Но вернемся к идеям госпожи Мироновой. Для нее очевидно, что отречение от царя — помазанника Божьего было отречением «от самого Господа и Христа Его». Тезис иллюстрируется примером «греха Богоубийства», лежащего «печатью богоотверженности» на всем еврейском народе! Наследный грех предков у русских, таким образом, переходит от поколения к поколению. Избыть его возможно, лишь утвердившись в святости христианского подвига Николая II и начав молиться ему, восклицая: «Святый Царю Николае, искупителю грехов наших, великомучине, моли Бога о нас!» Искать логику в приведенных выше фразах — дело неблагодарное, тем более что Т. Л. Миронова ничтоже сумняшеся пишет и о ритуальном характере екатеринбургской трагедии.

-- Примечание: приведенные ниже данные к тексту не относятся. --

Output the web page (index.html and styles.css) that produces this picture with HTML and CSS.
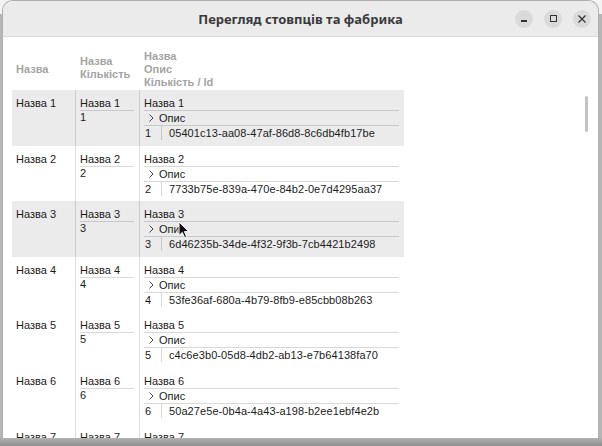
FILE: index.html
```html
<!DOCTYPE html>
<html lang="uk">
<head>
<meta charset="utf-8">
<title>Перегляд стовпців та фабрика</title>
<link rel="stylesheet" href="styles.css">
</head>
<body>
<div class="window">
  <div class="titlebar">
    <div class="title">Перегляд стовпців та фабрика</div>
    <div class="controls">
      <div class="btn"><span class="min"></span></div>
      <div class="btn"><span class="max"></span></div>
      <div class="btn"><svg width="8" height="8" viewBox="0 0 8 8"><path d="M0.5 0.5L7.5 7.5M7.5 0.5L0.5 7.5" stroke="#333" stroke-width="1.2" fill="none"/></svg></div>
    </div>
  </div>
  <div class="content">
    <div class="table">
      <div class="head">
        <div class="h">Назва</div>
        <div class="h h2">Назва<br>Кількість</div>
        <div class="h">Назва<br>Опис<br>Кількість / Id</div>
      </div>

      <div class="row sel">
        <div class="c">Назва 1</div>
        <div class="c c2"><div class="name">Назва 1</div><div class="qty">1</div></div>
        <div class="c c3">
          <div class="sub line">Назва 1</div>
          <div class="sub line desc"><svg class="chev" width="5" height="8" viewBox="0 0 5 8"><path d="M0.5 0.5L4 4L0.5 7.5" fill="none" stroke="#444" stroke-width="1"/></svg>Опис</div>
          <div class="sub ids"><span class="num">1</span><span class="uuid">05401c13-aa08-47af-86d8-8c6db4fb17be</span></div>
        </div>
      </div>

      <div class="row">
        <div class="c">Назва 2</div>
        <div class="c c2"><div class="name">Назва 2</div><div class="qty">2</div></div>
        <div class="c c3">
          <div class="sub line">Назва 2</div>
          <div class="sub line desc"><svg class="chev" width="5" height="8" viewBox="0 0 5 8"><path d="M0.5 0.5L4 4L0.5 7.5" fill="none" stroke="#444" stroke-width="1"/></svg>Опис</div>
          <div class="sub ids"><span class="num">2</span><span class="uuid">7733b75e-839a-470e-84b2-0e7d4295aa37</span></div>
        </div>
      </div>

      <div class="row sel">
        <div class="c">Назва 3</div>
        <div class="c c2"><div class="name">Назва 3</div><div class="qty">3</div></div>
        <div class="c c3">
          <div class="sub line">Назва 3</div>
          <div class="sub line desc"><svg class="chev" width="5" height="8" viewBox="0 0 5 8"><path d="M0.5 0.5L4 4L0.5 7.5" fill="none" stroke="#444" stroke-width="1"/></svg>Опис</div>
          <div class="sub ids"><span class="num">3</span><span class="uuid">6d46235b-34de-4f32-9f3b-7cb4421b2498</span></div>
        </div>
      </div>

      <div class="row">
        <div class="c">Назва 4</div>
        <div class="c c2"><div class="name">Назва 4</div><div class="qty">4</div></div>
        <div class="c c3">
          <div class="sub line">Назва 4</div>
          <div class="sub line desc"><svg class="chev" width="5" height="8" viewBox="0 0 5 8"><path d="M0.5 0.5L4 4L0.5 7.5" fill="none" stroke="#444" stroke-width="1"/></svg>Опис</div>
          <div class="sub ids"><span class="num">4</span><span class="uuid">53fe36af-680a-4b79-8fb9-e85cbb08b263</span></div>
        </div>
      </div>

      <div class="row">
        <div class="c">Назва 5</div>
        <div class="c c2"><div class="name">Назва 5</div><div class="qty">5</div></div>
        <div class="c c3">
          <div class="sub line">Назва 5</div>
          <div class="sub line desc"><svg class="chev" width="5" height="8" viewBox="0 0 5 8"><path d="M0.5 0.5L4 4L0.5 7.5" fill="none" stroke="#444" stroke-width="1"/></svg>Опис</div>
          <div class="sub ids"><span class="num">5</span><span class="uuid">c4c6e3b0-05d8-4db2-ab13-e7b64138fa70</span></div>
        </div>
      </div>

      <div class="row">
        <div class="c">Назва 6</div>
        <div class="c c2"><div class="name">Назва 6</div><div class="qty">6</div></div>
        <div class="c c3">
          <div class="sub line">Назва 6</div>
          <div class="sub line desc"><svg class="chev" width="5" height="8" viewBox="0 0 5 8"><path d="M0.5 0.5L4 4L0.5 7.5" fill="none" stroke="#444" stroke-width="1"/></svg>Опис</div>
          <div class="sub ids"><span class="num">6</span><span class="uuid">50a27e5e-0b4a-4a43-a198-b2ee1ebf4e2b</span></div>
        </div>
      </div>

      <div class="row">
        <div class="c">Назва 7</div>
        <div class="c c2"><div class="name">Назва 7</div><div class="qty">7</div></div>
        <div class="c c3">
          <div class="sub line">Назва 7</div>
          <div class="sub line desc"><svg class="chev" width="5" height="8" viewBox="0 0 5 8"><path d="M0.5 0.5L4 4L0.5 7.5" fill="none" stroke="#444" stroke-width="1"/></svg>Опис</div>
          <div class="sub ids"><span class="num">7</span><span class="uuid">9e1f0c42-7d3b-4a61-b5c8-2f6a8e0d4c19</span></div>
        </div>
      </div>
    </div>
    <div class="scroll"></div>
  </div>
</div>
<svg class="cursor" width="12" height="18" viewBox="0 0 12 18"><path d="M1 1L1 14.5L4.3 11.4L6.6 16.6L8.6 15.7L6.4 10.6L10.8 10.6Z" fill="#111" stroke="#fff" stroke-width="1"/></svg>
</body>
</html>
```
FILE: styles.css
```css
* { box-sizing: border-box; }
html, body { margin: 0; }
body {
  width: 602px;
  height: 446px;
  overflow: hidden;
  position: relative;
  font-family: "Liberation Sans", Arial, sans-serif;
  background: linear-gradient(to bottom, #f3f3f3 0, #f3f3f3 14px, #b6b6b6 14px, #b6b6b6 437px, #8e8e8e 446px);
}
.window {
  margin-left: 2px;
  width: 597px;
  height: 438px;
  border: 1px solid #b0b0b0;
  border-bottom: 0;
  border-radius: 11px 11px 0 0;
  overflow: hidden;
  background: #fff;
  display: flex;
  flex-direction: column;
}
.titlebar {
  flex: none;
  height: 36px;
  background: #ebebeb;
  border-bottom: 1px solid #d9d9d9;
  display: grid;
  grid-template-columns: 1fr auto 1fr;
  align-items: center;
}
.title {
  grid-column: 2;
  font-family: "Noto Sans", sans-serif;
  font-weight: 700;
  font-size: 13px;
  color: #3a3a3a;
}
.controls {
  grid-column: 3;
  justify-self: end;
  display: flex;
  gap: 11px;
  padding-right: 7px;
}
.btn {
  width: 18px;
  height: 18px;
  border-radius: 50%;
  background: #dadada;
  display: grid;
  place-items: center;
}
.min { width: 6px; height: 1.5px; background: #333; margin-top: 5px; }
.max { width: 7px; height: 7px; border: 1px solid #333; }
.content {
  flex: 1;
  position: relative;
  overflow: hidden;
  padding: 6px 0 0 9px;
}
.table { width: 392px; }
.head {
  display: grid;
  grid-template-columns: 64px 64px 264px;
  height: 47px;
}
.h {
  display: flex;
  flex-direction: column;
  justify-content: center;
  padding: 6px 4px 0;
  font-size: 11px;
  line-height: 13.3px;
  font-weight: 700;
  color: #a4a4a4;
}
.h2 { padding-bottom: 3px; }
.row {
  display: grid;
  grid-template-columns: 64px 64px 264px;
  height: 55.6px;
}
.row.sel { background: #ebebeb; }
.c {
  padding: 6px 5px 0 4px;
  border-right: 1px solid rgba(0, 0, 0, 0.13);
  font-size: 11px;
  line-height: 14px;
  color: #1c1c1c;
  white-space: nowrap;
}
.c3 { border-right: 0; }
.name { border-bottom: 1px solid rgba(0, 0, 0, 0.15); }
.qty { line-height: 12px; }
.sub { height: 14px; }
.sub.line { height: 15px; border-bottom: 1px solid rgba(0, 0, 0, 0.15); }
.desc { display: flex; align-items: center; }
.chev { margin: 0 5px 0 5px; flex: none; }
.ids { display: flex; }
.num {
  width: 18px;
  padding-left: 1px;
  border-right: 1px solid rgba(0, 0, 0, 0.15);
}
.uuid { padding-left: 7px; letter-spacing: 0.08px; }
.scroll {
  position: absolute;
  right: 10px;
  top: 59px;
  width: 3px;
  height: 36px;
  border-radius: 2px;
  background: #c3c3c3;
}
.cursor {
  position: absolute;
  left: 178px;
  top: 221px;
}
```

Все оказывается свалено в одну кучу: «вездесущие жиды», «предательство» царя православным народом, искупление грехов этого самого народа великим царем. Спрашивается, какие грехи русских людей искупил Николай И, если на них и на их предках продолжает пребывать проклятие отречения, совершенного всем народомв 1917 году?! Все, кроме греха отречения от него самого как помазанника? А ведь догмат об искуплении грехов всего мира крестной смертью Иисуса Христа является в православном вероучении одним из важнейших! Но даже если согласиться с тем, что царь «искупил» грехи русского народа, то остается вопрос о том, как быть с «ритуальной» версией. Следуя ей, необходимо признать «виновными» в убийстве Николая II «злобных иноверцев», а православных — жертвой собственного неведения, наивности, помрачения или чего-нибудь еще, что привело к «нарушению» (по логике «царебожников») клятвы 1613 года на верность династии Романовых! Наказывать грядущие «нераскаявшиеся» поколения за неведение и помрачение абсурдно (тем более что покаяние всегда индивидуально, человек спасает прежде всего свою собственную душу, даже полагая ее «за други своя»). Однако мифологическое мышление невосприимчиво к таким «нюансам».